Gualmini referred to Sebastian Galassi, a 26 year old Glovo rider who died in 2022 in the Italian city of Florence in an accident while at work. Galassi was ‘robo-fired’ from Glovo for not making the delivery after he had passed away. 

“We are putting our collective feet down to say, ‘no, we don’t want this’,” Gualmini said. 

The Italian Social Democratic MEP concluded by saying that “today we have demonstrated that the EU is not just a major regulator but can actually change peoples lives.”

READ MORE: “My life is worth more than a sandwich”: Strike in Florence after death of a rider

Leïla Chaibi MEP, who has led the work of The Left group in the European Parliament on the Platform Work Directive, said following the vote: “This directive will change the lives of millions of people.
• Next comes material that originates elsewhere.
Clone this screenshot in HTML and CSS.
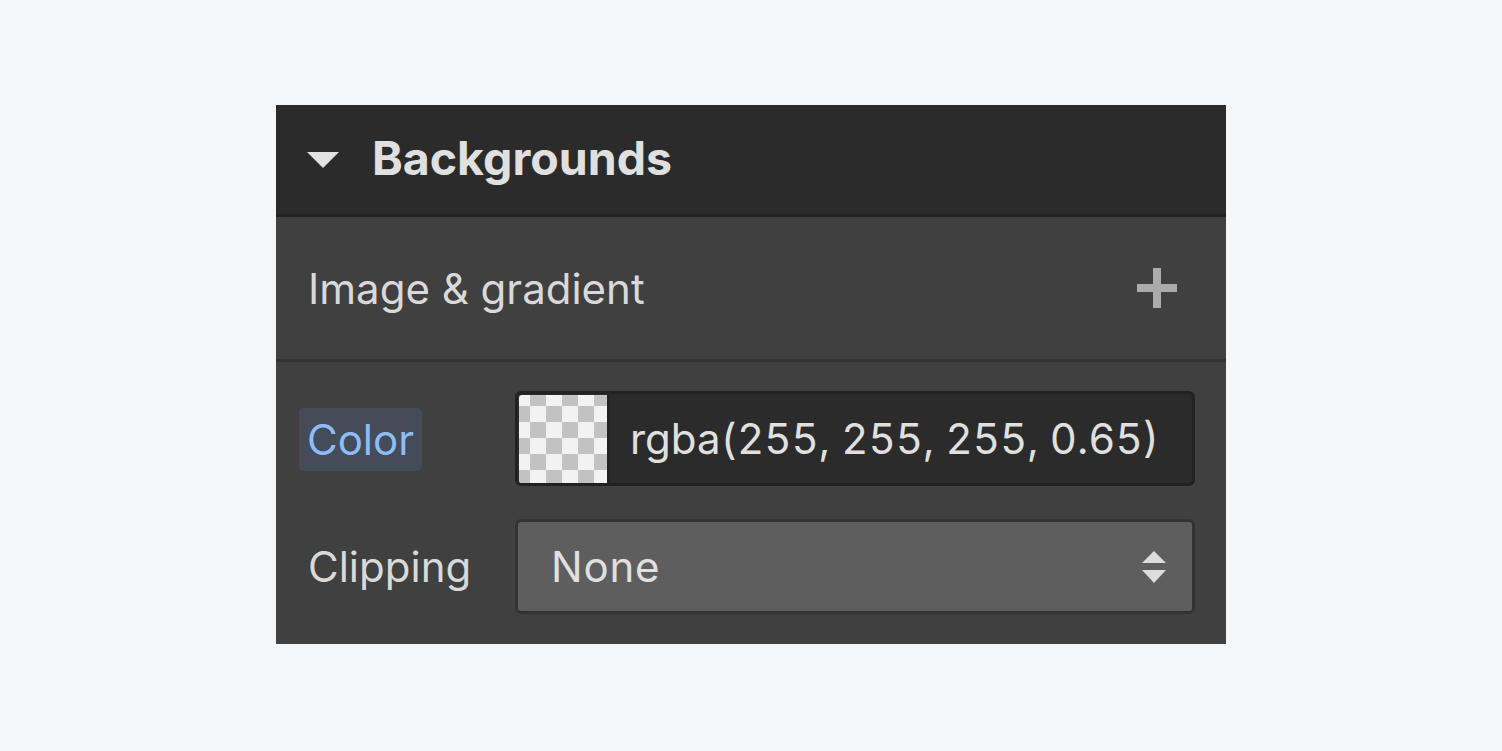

With the presumption of salaried employment, more than 5 million platform workers will finally have access to labour law, paid holidays, minimum wage, a pension…”

She added: ”Even if this agreement is very far from the initial ambitions of the Parliament, it avoids allowing France and the [other] member states not to submit to the principle of presumption of salaried employment.”

Platform resistance

There will now be a two year window for the Platform Work Directive to be transposed into national law, with push-back from some of the biggest digital labour platforms in Europe expected. 

On Tuesday, Euractiv released information uncovered by the Corporate Europe Observatory through an FoI request, which shows that Bolt, one of Europe’s largest multi-modal platforms, went to great lengths to influence the Estonian government over the Platform Work Directive. 

Estonia was part of a group of four-states, including Greece, Germany and France, which had opposed the compromise agreement negotiated in February, before a last minute u-turn along with Greece at the 11 March EPSCO Council. 

GEP NEWSLETTER: Why breaking the law might still pay-off for platforms in Spain

Uber responded to the Platform Work Directive by claiming that it meant “the status quo”, as the decision over employment status will still be made “country-to-country and court-to-court”. 

Deliveroo CEO Will Shu told investors that he was confident the company’s riders in France would continue to be self-employed as that was the policy of President Emmanuel Macron and the Directive means “that national law will continue to determine final employment status decisions as is the case today”. 

The resistance from platforms to employment status in the gig economy has already played out in Spain, where the Rider Law established a legal presumption of employment in 2021. While Just Eat responded to the law by employing its riders, Uber Eats and Glovo have not, racking up hundreds of millions in fines as a result but also saving money in labour costs and gaining in market share over Just Eat.

In light of the likely conflicts which are set to emerge over the implementation of the Platform Work Directive, the European Trade Union Confederation’s confederal secretary Ludovic Voet has called for an expert working group to be established to support the transposition of the Directive into national law.